Même s’il a débuté la photo presque en même temps que la plongée, il a toujours bricolé des boîtes étanches avec des vitres PVC et des tuyaux, pour y insérer un argentique d’entrée de gamme et l’emporter sous l’eau. À « Rangi », Laurent Ballesta emmène son premier vrai matériel photo, un Nikonos RS, la Rolls de l’époque, 10 000 francs suppliés à son père qui lui donne mais le retire de son héritage par rapport à celui de son frère. Il plonge et photographie tous les jours. Son premier job: un catalogue d’images de larves de poissons.
Jacques-Yves Cousteau et Nicolas Hulot
Le commandant Cousteau, son bonnet rouge, son navire océanographique la Calypso, c’est un demi siècle d’explorations sous-marines, de documentaires romancés, une Palme d’Or à Cannes en 1956 pour Le monde du silence, et un héritage hors du commun dans le milieu. On doit en effet à Jacques-Yves Cousteau et Emile Gagnan l’invention du détendeur à la demande moderne utilisé en plongée sous-marine. Cette invention a permis de créer l’équipement connu sous le nom d’Aqualung, ou appareil respiratoire sous-marin autonome (SCUBA). La bouteille de plongée utilisée dans tous les clubs à travers le monde, en somme.

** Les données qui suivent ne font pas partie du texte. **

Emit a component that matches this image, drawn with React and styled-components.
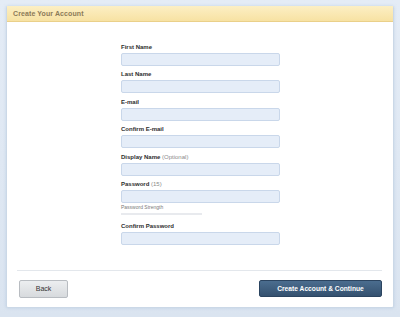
import React from "react";
import styled, { createGlobalStyle } from "styled-components";

const Global = createGlobalStyle`
  html, body { margin: 0; padding: 0; }
  body {
    background: linear-gradient(180deg, #e4ecf6 0%, #dae4f0 100%);
    width: 400px;
    height: 317px;
    overflow: hidden;
    font-family: "Liberation Sans", Arial, sans-serif;
  }
`;

const Page = styled.div`
  padding: 6px 6px 0 6px;
`;

const Panel = styled.div`
  box-sizing: border-box;
  width: 388px;
  height: 302px;
  background: #fff;
  border: 1px solid #cbd8e7;
  border-top: none;
  border-radius: 2px;
  box-shadow: 0 0 3px rgba(160, 185, 215, 0.5);
  display: flex;
  flex-direction: column;
`;

const Header = styled.div`
  height: 16px;
  box-sizing: border-box;
  background: linear-gradient(180deg, #fcefc4 0%, #f7e2a3 100%);
  border-bottom: 1px solid #ead08a;
  display: flex;
  align-items: center;
  padding-left: 6px;
  font-size: 7px;
  font-weight: bold;
  color: #8c7a58;
  letter-spacing: 0.1px;
`;

const Form = styled.div`
  padding: 21px 0 0 114px;
  display: flex;
  flex-direction: column;
  width: 159px;
`;

const Field = styled.div`
  display: flex;
  flex-direction: column;
  margin-bottom: ${(p) => p.$gap ?? 4.4}px;
`;

const Label = styled.div`
  font-size: 6px;
  line-height: 8px;
  font-weight: bold;
  color: #2e2e2e;
  margin-bottom: 2px;
`;

const Hint = styled.span`
  font-weight: normal;
  color: #8a8a8a;
`;

const Input = styled.div`
  box-sizing: border-box;
  height: 13px;
  width: 159px;
  background: #e5edf8;
  border: 1px solid #c9d7ea;
  border-radius: 2px;
`;

const StrengthText = styled.div`
  font-size: 5px;
  line-height: 6px;
  color: #7a7a7a;
  margin-top: 1px;
`;

const StrengthBar = styled.div`
  width: 81px;
  height: 2px;
  background: #e8eaee;
  margin-top: 3px;
`;

const Footer = styled.div`
  margin: 25px 11px 0 10px;
  border-top: 1px solid #e3e7ec;
  padding: 9px 0 0 2px;
  display: flex;
  justify-content: space-between;
  align-items: flex-start;
`;

const Button = styled.div`
  box-sizing: border-box;
  height: ${(p) => (p.$primary ? 17 : 18)}px;
  width: ${(p) => (p.$primary ? 123 : 49)}px;
  border-radius: 2px;
  display: flex;
  align-items: center;
  justify-content: center;
  font-size: ${(p) => (p.$primary ? 6.7 : 7)}px;
  font-weight: ${(p) => (p.$primary ? "bold" : "normal")};
  color: ${(p) => (p.$primary ? "#ffffff" : "#333")};
  background: ${(p) =>
    p.$primary
      ? "linear-gradient(180deg, #4b6d8f 0%, #34516f 100%)"
      : "linear-gradient(180deg, #eceef0 0%, #d7dadd 100%)"};
  border: 1px solid ${(p) => (p.$primary ? "#2b4460" : "#b8bcc1")};
`;

const fields = [
  { label: "First Name" },
  { label: "Last Name" },
  { label: "E-mail" },
  { label: "Confirm E-mail" },
  { label: "Display Name", hint: "(Optional)" },
];

export default function App() {
  return (
    <>
      <Global />
      <Page>
        <Panel>
          <Header>Create Your Account</Header>
          <Form>
            {fields.map((f) => (
              <Field key={f.label}>
                <Label>
                  {f.label}
                  {f.hint && <Hint> {f.hint}</Hint>}
                </Label>
                <Input />
              </Field>
            ))}
            <Field $gap={7}>
              <Label>
                Password <Hint>(15)</Hint>
              </Label>
              <Input />
              <StrengthText>Password Strength</StrengthText>
              <StrengthBar />
            </Field>
            <Field $gap={0}>
              <Label>Confirm Password</Label>
              <Input />
            </Field>
          </Form>
          <Footer>
            <Button>Back</Button>
            <Button $primary>Create Account &amp; Continue</Button>
          </Footer>
        </Panel>
      </Page>
    </>
  );
}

Pour le petit Laurent, l’homme fascine à l’écran, et deviendra un modèle. « J’ai fait des études scientifiques, mais je me suis fait avoir par Cousteau », raconte t-il. « J’ai compris qu’à bord de la Calypso, ce n’était pas pas des scientifiques, mais des artistes, des grands raconteurs d’histoires, des passionnés. De même, je pense que ma nature profonde est plus littéraire et artistique. Enfant, je gagnais des concours de dessin. J’ai ce background scientifique qui m’empêche de dire trop de conneries, qui m’évite de tomber dans le mysticisme. »

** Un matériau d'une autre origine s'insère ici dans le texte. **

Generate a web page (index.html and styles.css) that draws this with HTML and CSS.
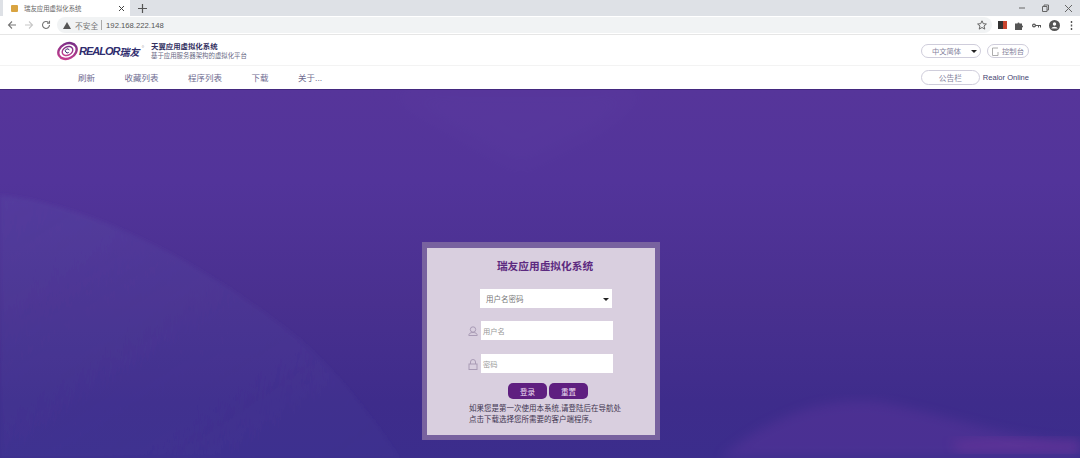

À Rangiroa, Laurent Ballesta n’est pas parti tout seul. Il a emmené avec lui une Corse. À leur retour en France, elle lui demande de « venir au village ». La culture corse est plus montagnarde que maritime. Il rechigne. Veut rester au bord de la mer. Il ira rendre visite à la famille de madame pour la fête du 15 août à Quenza, dans l’Alta Rocca. Dans la région vit un personnage qu’il apprécie. « Il habite bien ici Nicolas Hulot? » Elle répond: « Oui, on le voit. Je l’ai vu ce matin, à la boulangerie. » Laurent Ballesta demande à sa petite amie, qui demande à quelqu’un, qui connait quelqu’un, qui connait… « Tu lui dis que tu viens de ma part. A 7h15, au café. » Ballesta montre à Hulot ses photographies de Rangiroa, lui passe le bonjour d’Yves Lefebvre. Hulot lui répond : « Il n’y a rien de plus chiant que de regarder des diapositives. Viens demain chez moi. »

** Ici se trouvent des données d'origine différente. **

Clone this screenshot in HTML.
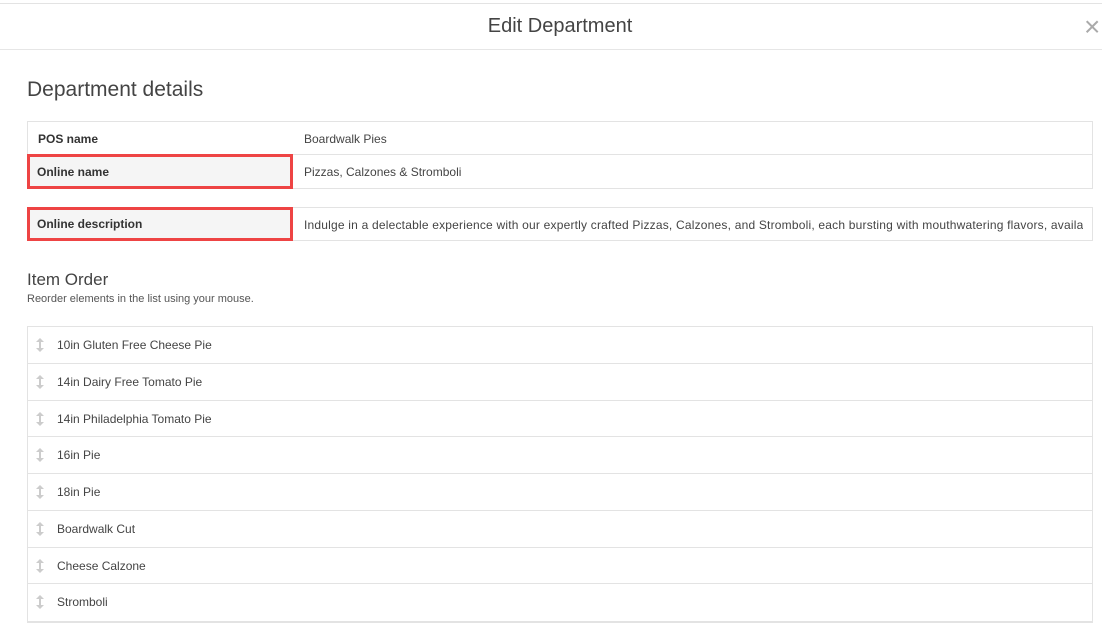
<!DOCTYPE html>
<html><head><meta charset="utf-8"><style>
*{margin:0;padding:0;box-sizing:border-box}
body{width:1102px;height:631px;background:#fff;font-family:"Liberation Sans",sans-serif;color:#444;position:relative;overflow:hidden}
.abs{position:absolute}
.topline{left:0;top:3px;width:1102px;height:1px;background:#e3e3e3}
.hdrline{left:0;top:49px;width:1102px;height:1px;background:#e6e6e6}
.title{left:0;width:1120px;top:15px;text-align:center;font-size:20px;color:#444}
.close{left:1084px;top:13px;font-size:28px;color:#aaa;line-height:28px}
h2{position:absolute;left:27px;top:78px;font-size:21px;font-weight:normal;color:#444}
.tbl{left:27px;width:1066px;border:1px solid #e3e3e3}
.row{height:33px;position:relative;font-size:12px;border-bottom:1px solid #e3e3e3}
.row:last-child{border-bottom:none}
.lab{position:absolute;left:10px;top:10px;font-weight:bold;color:#333}
.val{position:absolute;left:276px;top:10px;color:#444;white-space:nowrap;overflow:hidden;width:779px}
.red{position:absolute;border:3px solid #ee4444;background:#f5f5f5;left:27px;width:266px}
.redlab{position:absolute;left:7px;font-size:12px;font-weight:bold;color:#333}
h3{position:absolute;left:27px;top:270px;font-size:17px;font-weight:normal;color:#444}
.sub{left:27px;top:293px;font-size:11px;color:#555}
.list{left:27px;top:326px;width:1066px;border:1px solid #e3e3e3;border-bottom:2px solid #e3e3e3}
.li{height:36.75px;border-bottom:1px solid #e3e3e3;position:relative;font-size:12px;color:#444}
.li:last-child{border-bottom:none}
.li span{position:absolute;left:29px;top:11px}
.li svg{position:absolute;left:8px;top:11px}
</style></head><body>
<div class="abs topline"></div>
<div class="abs title">Edit Department</div>
<div class="abs close">×</div>
<div class="abs hdrline"></div>
<h2>Department details</h2>
<div class="abs tbl" style="top:121px;height:68px">
 <div class="row"><span class="lab">POS name</span><span class="val">Boardwalk Pies</span></div>
 <div class="row"><span class="val">Pizzas, Calzones &amp; Stromboli</span></div>
</div>
<div class="red" style="top:154px;height:35px"><span class="redlab" style="top:8px">Online name</span></div>
<div class="abs tbl" style="top:207px;height:34px">
 <div class="row" style="height:32px"><span class="val" style="letter-spacing:0.2px">Indulge in a delectable experience with our expertly crafted Pizzas, Calzones, and Stromboli, each bursting with mouthwatering flavors, available</span></div>
</div>
<div class="red" style="top:207px;height:34px"><span class="redlab" style="top:7px">Online description</span></div>
<h3>Item Order</h3>
<div class="abs sub">Reorder elements in the list using your mouse.</div>
<div class="abs list">
<div class="li"><svg width="8" height="14" viewBox="0 0 8 14"><path d="M4 0L8 4H5V10H8L4 14L0 10H3V4H0Z" fill="#ccc"/></svg><span>10in Gluten Free Cheese Pie</span></div>
<div class="li"><svg width="8" height="14" viewBox="0 0 8 14"><path d="M4 0L8 4H5V10H8L4 14L0 10H3V4H0Z" fill="#ccc"/></svg><span>14in Dairy Free Tomato Pie</span></div>
<div class="li"><svg width="8" height="14" viewBox="0 0 8 14"><path d="M4 0L8 4H5V10H8L4 14L0 10H3V4H0Z" fill="#ccc"/></svg><span>14in Philadelphia Tomato Pie</span></div>
<div class="li"><svg width="8" height="14" viewBox="0 0 8 14"><path d="M4 0L8 4H5V10H8L4 14L0 10H3V4H0Z" fill="#ccc"/></svg><span>16in Pie</span></div>
<div class="li"><svg width="8" height="14" viewBox="0 0 8 14"><path d="M4 0L8 4H5V10H8L4 14L0 10H3V4H0Z" fill="#ccc"/></svg><span>18in Pie</span></div>
<div class="li"><svg width="8" height="14" viewBox="0 0 8 14"><path d="M4 0L8 4H5V10H8L4 14L0 10H3V4H0Z" fill="#ccc"/></svg><span>Boardwalk Cut</span></div>
<div class="li"><svg width="8" height="14" viewBox="0 0 8 14"><path d="M4 0L8 4H5V10H8L4 14L0 10H3V4H0Z" fill="#ccc"/></svg><span>Cheese Calzone</span></div>
<div class="li"><svg width="8" height="14" viewBox="0 0 8 14"><path d="M4 0L8 4H5V10H8L4 14L0 10H3V4H0Z" fill="#ccc"/></svg><span>Stromboli</span></div>
</div>
</body></html>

Trois jours plus tard, Laurent Ballesta, alors étudiant sans boulot, reçoit un coup de téléphone. Direction la Nouvelle Zélande pour un repérage en compagnie d’une équipe de télévision pour qu’il donne son avis scientifique sur le tournage d’un film pour l’émission Ushuaïa. Il suivra Nicolas Hulot durant 12 ans, jusqu’à ce que le programme télévisé s’arrête en 2014. « Le vrai pied à l’étrier, c’est grâce à Nicolas. » En parallèle, l’écologiste écrit une tribune sur les océans dans le magazine Paris Match, qui publiera en regard de son texte les photographies de Laurent Ballesta, adoubé par Guillaume Clavières, le directeur photo du magazine.
Quatre ans plus tard, le plongeur photographe se retrouve en Antarctique avec Sebastiao Salgado, sur le Tara. « Moi dans l’eau, lui sur le bateau. » A propos de sa relation avec l’équipe de Paris Match, Salgado lui dira: « À Match, les numéros 1 ne restent pas. Ton copain, cela doit être le numéro 2. Va voir Olivier Royan de ma part. » Les photos de Ballesta explorant la faune et la flore dans les environs de Sète, près de chez lui, seront ainsi publiées dans l’hebdomadaire.
Laurent Ballesta dans Paris Match, c’est aujourd’hui 240 pages de photos sous-marines. Sans compter les autres nombreuses publications dans National Geographic ou encore les magazines de plongée ou de nature.
« Je n’ai rien contre le docu fiction mais quand il ne ment pas »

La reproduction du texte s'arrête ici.